Nine months into the coronavirus global pandemic the road to recovery remains rocky with patterns diverging for global infrastructure, according to Fitch Ratings in a new report.
Performance of demand-driven infrastructure assets remains within Fitch’s initial “stress tests” assumptions issued earlier this year. But according to Global Infrastructure Head Cherian George, the prolonged coronavirus fallout is far from over.
“There is a limit even for infrastructure assets to withstand a prolonged crisis, though most countries have identified social norms that permit more open economies,” said George.
Coronavirus has tested infrastructure with rating actions to-date far exceeding any precedent over the last 40 years.
Fitch has taken 799 rating actions, reviewing some infrastructure projects more than once. Of these credits, 52% have a Stable Outlook. Fitch has downgraded 12% of its rated infrastructure credits, placed 11% on Rating Watch Negative and revised the Rating Outlook for 21% to Negative. Even in a crisis, positive developments occur, and Fitch has taken positive ratings actions on 29 credits, representing 4% of the overall actions.
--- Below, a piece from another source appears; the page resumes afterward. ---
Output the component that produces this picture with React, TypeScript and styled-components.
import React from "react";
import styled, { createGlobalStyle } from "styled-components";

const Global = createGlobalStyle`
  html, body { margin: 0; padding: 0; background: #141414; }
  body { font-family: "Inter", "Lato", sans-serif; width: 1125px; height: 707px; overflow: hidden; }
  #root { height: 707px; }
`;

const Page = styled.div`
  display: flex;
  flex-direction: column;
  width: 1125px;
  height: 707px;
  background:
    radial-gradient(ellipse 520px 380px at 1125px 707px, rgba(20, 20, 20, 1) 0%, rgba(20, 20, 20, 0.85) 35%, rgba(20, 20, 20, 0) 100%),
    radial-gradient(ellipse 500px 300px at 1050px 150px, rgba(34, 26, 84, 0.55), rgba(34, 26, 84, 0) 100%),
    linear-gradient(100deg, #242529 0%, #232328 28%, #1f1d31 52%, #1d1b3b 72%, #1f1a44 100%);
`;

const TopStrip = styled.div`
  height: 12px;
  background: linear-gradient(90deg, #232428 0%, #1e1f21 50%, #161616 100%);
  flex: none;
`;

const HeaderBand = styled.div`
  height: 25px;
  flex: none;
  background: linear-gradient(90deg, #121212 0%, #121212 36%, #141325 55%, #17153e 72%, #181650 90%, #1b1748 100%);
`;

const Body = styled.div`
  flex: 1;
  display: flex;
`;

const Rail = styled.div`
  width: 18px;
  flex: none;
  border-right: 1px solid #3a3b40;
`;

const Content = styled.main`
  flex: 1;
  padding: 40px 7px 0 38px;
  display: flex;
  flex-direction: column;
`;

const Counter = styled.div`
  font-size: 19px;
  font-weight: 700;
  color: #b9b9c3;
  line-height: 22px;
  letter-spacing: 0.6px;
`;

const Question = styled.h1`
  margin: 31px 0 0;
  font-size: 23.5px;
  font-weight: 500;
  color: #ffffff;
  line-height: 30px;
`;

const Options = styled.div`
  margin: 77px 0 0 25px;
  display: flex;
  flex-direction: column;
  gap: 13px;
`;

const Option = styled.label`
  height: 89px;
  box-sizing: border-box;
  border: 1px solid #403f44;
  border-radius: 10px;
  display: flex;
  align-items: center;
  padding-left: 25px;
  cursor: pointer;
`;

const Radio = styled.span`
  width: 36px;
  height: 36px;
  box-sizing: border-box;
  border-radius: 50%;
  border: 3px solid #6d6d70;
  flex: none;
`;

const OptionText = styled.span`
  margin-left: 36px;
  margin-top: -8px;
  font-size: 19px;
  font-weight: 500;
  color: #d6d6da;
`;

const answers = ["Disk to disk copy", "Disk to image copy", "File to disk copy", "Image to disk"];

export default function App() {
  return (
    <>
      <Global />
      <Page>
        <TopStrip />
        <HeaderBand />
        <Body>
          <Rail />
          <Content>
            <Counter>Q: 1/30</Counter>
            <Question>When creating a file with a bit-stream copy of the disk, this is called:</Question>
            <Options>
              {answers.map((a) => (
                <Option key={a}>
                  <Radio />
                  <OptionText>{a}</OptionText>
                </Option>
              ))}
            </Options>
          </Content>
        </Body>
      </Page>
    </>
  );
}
Fitch plans to release updated rating and severe downside assumptions in the coming weeks for all transportation sectors in the major regions. “Assets focused on moving people have been most affected, while those focused on moving goods have been less affected,” said George.
With a tepid first half of 2021 likely for economies throughout the world, “toll roads will be quicker to benefit and recover, while seaports are exposed to general economic conditions,” said George. “Airports will take longer to recover with ongoing waves of infection, lockdowns and travel restrictions extending well into the second half of 2021.”